** Goal of the exercise **
Transcribe the listing verbatim. Do not carry over any pictures.
____________________
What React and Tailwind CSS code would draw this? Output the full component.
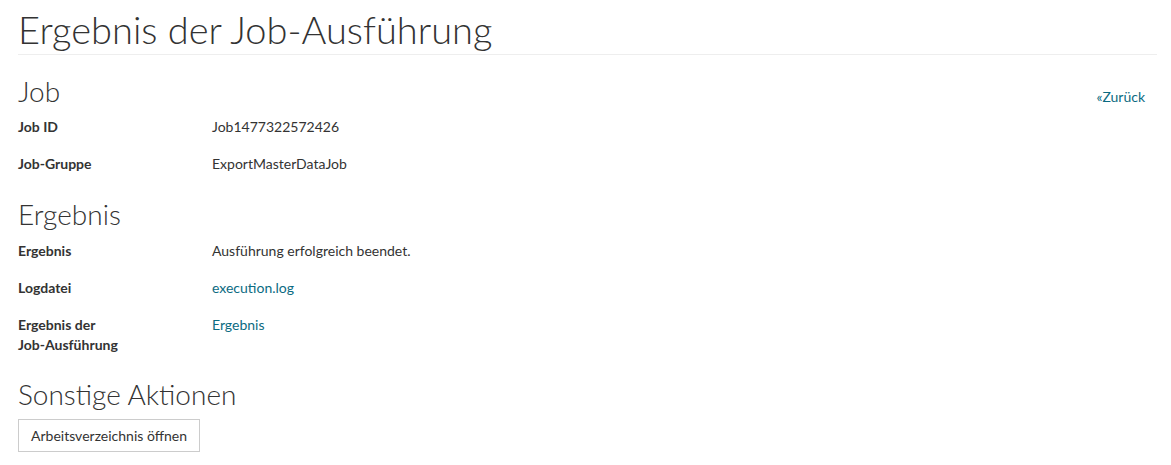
/**
 * Ergebnis der Job-Ausführung — Detailansicht
 */

const JOB_ROWS = [
  { label: 'Job ID', value: 'Job1477322572426' },
  { label: 'Job-Gruppe', value: 'ExportMasterDataJob' },
];

const RESULT_ROWS = [
  { label: 'Ergebnis', value: 'Ausführung erfolgreich beendet.' },
  { label: 'Logdatei', value: 'execution.log', link: true },
  {
    label: (
      <>
        Ergebnis der <span className="whitespace-nowrap">Job-Ausführung</span>
      </>
    ),
    key: 'ergebnis-der-job',
    value: 'Ergebnis',
    link: true,
    narrow: true,
  },
];

function Row({ row }) {
  return (
    <div className="flex mb-[17px] text-[14px] leading-[20px]">
      <dt className={`shrink-0 w-[194px] font-bold ${row.narrow ? 'pr-[80px]' : ''}`}>{row.label}</dt>
      <dd className="m-0">
        {row.link ? (
          <a href="#" className="text-[#0b6b82] no-underline hover:underline">
            {row.value}
          </a>
        ) : (
          row.value
        )}
      </dd>
    </div>
  );
}

export default function App() {
  return (
    <div
      className="min-h-screen bg-white pl-[18px] pr-[14px] text-[#333]"
      style={{ fontFamily: 'Lato, "Open Sans", Arial, sans-serif' }}
    >
      <h1 className="pt-[7px] pb-[3px] text-[38px] leading-[44px] font-light border-b border-[#eee]">
        Ergebnis der Job-Ausführung
      </h1>

      <section className="mt-[20px]">
        <div className="flex items-baseline justify-between">
          <h2 className="text-[28px] leading-[32px] font-light">Job</h2>
          <a href="#" className="mr-[12px] text-[14px] text-[#0b6b82] no-underline hover:underline">
            «Zurück
          </a>
        </div>
        <dl className="mt-[10px]">
          {JOB_ROWS.map((r) => (
            <Row key={r.label} row={r} />
          ))}
        </dl>
      </section>

      {/* Abstände: die mb-[17px] der letzten Zeile kollabiert mit mt der Sektion */}
      <section className="mt-[24px]">
        <h2 className="text-[28px] leading-[32px] font-light">Ergebnis</h2>
        <dl className="mt-[11px]">
          {RESULT_ROWS.map((r) => (
            <Row key={r.key || r.label} row={r} />
          ))}
        </dl>
      </section>

      <section className="mt-[23px]">
        <h2 className="text-[28px] leading-[32px] font-light">Sonstige Aktionen</h2>
        <button
          type="button"
          className="mt-[9px] h-[33px] px-[12px] border border-[#ccc] bg-white text-[14px] text-[#333]"
        >
          Arbeitsverzeichnis öffnen
        </button>
      </section>
    </div>
  );
}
____________________
** The completed task **
What React and Tailwind CSS code would draw this? Output the full component.
/**
 * Ergebnis der Job-Ausführung — Detailansicht
 */

const JOB_ROWS = [
  { label: 'Job ID', value: 'Job1477322572426' },
  { label: 'Job-Gruppe', value: 'ExportMasterDataJob' },
];

const RESULT_ROWS = [
  { label: 'Ergebnis', value: 'Ausführung erfolgreich beendet.' },
  { label: 'Logdatei', value: 'execution.log', link: true },
  {
    label: (
      <>
        Ergebnis der <span className="whitespace-nowrap">Job-Ausführung</span>
      </>
    ),
    key: 'ergebnis-der-job',
    value: 'Ergebnis',
    link: true,
    narrow: true,
  },
];

function Row({ row }) {
  return (
    <div className="flex mb-[17px] text-[14px] leading-[20px]">
      <dt className={`shrink-0 w-[194px] font-bold ${row.narrow ? 'pr-[80px]' : ''}`}>{row.label}</dt>
      <dd className="m-0">
        {row.link ? (
          <a href="#" className="text-[#0b6b82] no-underline hover:underline">
            {row.value}
          </a>
        ) : (
          row.value
        )}
      </dd>
    </div>
  );
}

export default function App() {
  return (
    <div
      className="min-h-screen bg-white pl-[18px] pr-[14px] text-[#333]"
      style={{ fontFamily: 'Lato, "Open Sans", Arial, sans-serif' }}
    >
      <h1 className="pt-[7px] pb-[3px] text-[38px] leading-[44px] font-light border-b border-[#eee]">
        Ergebnis der Job-Ausführung
      </h1>

      <section className="mt-[20px]">
        <div className="flex items-baseline justify-between">
          <h2 className="text-[28px] leading-[32px] font-light">Job</h2>
          <a href="#" className="mr-[12px] text-[14px] text-[#0b6b82] no-underline hover:underline">
            «Zurück
          </a>
        </div>
        <dl className="mt-[10px]">
          {JOB_ROWS.map((r) => (
            <Row key={r.label} row={r} />
          ))}
        </dl>
      </section>

      {/* Abstände: die mb-[17px] der letzten Zeile kollabiert mit mt der Sektion */}
      <section className="mt-[24px]">
        <h2 className="text-[28px] leading-[32px] font-light">Ergebnis</h2>
        <dl className="mt-[11px]">
          {RESULT_ROWS.map((r) => (
            <Row key={r.key || r.label} row={r} />
          ))}
        </dl>
      </section>

      <section className="mt-[23px]">
        <h2 className="text-[28px] leading-[32px] font-light">Sonstige Aktionen</h2>
        <button
          type="button"
          className="mt-[9px] h-[33px] px-[12px] border border-[#ccc] bg-white text-[14px] text-[#333]"
        >
          Arbeitsverzeichnis öffnen
        </button>
      </section>
    </div>
  );
}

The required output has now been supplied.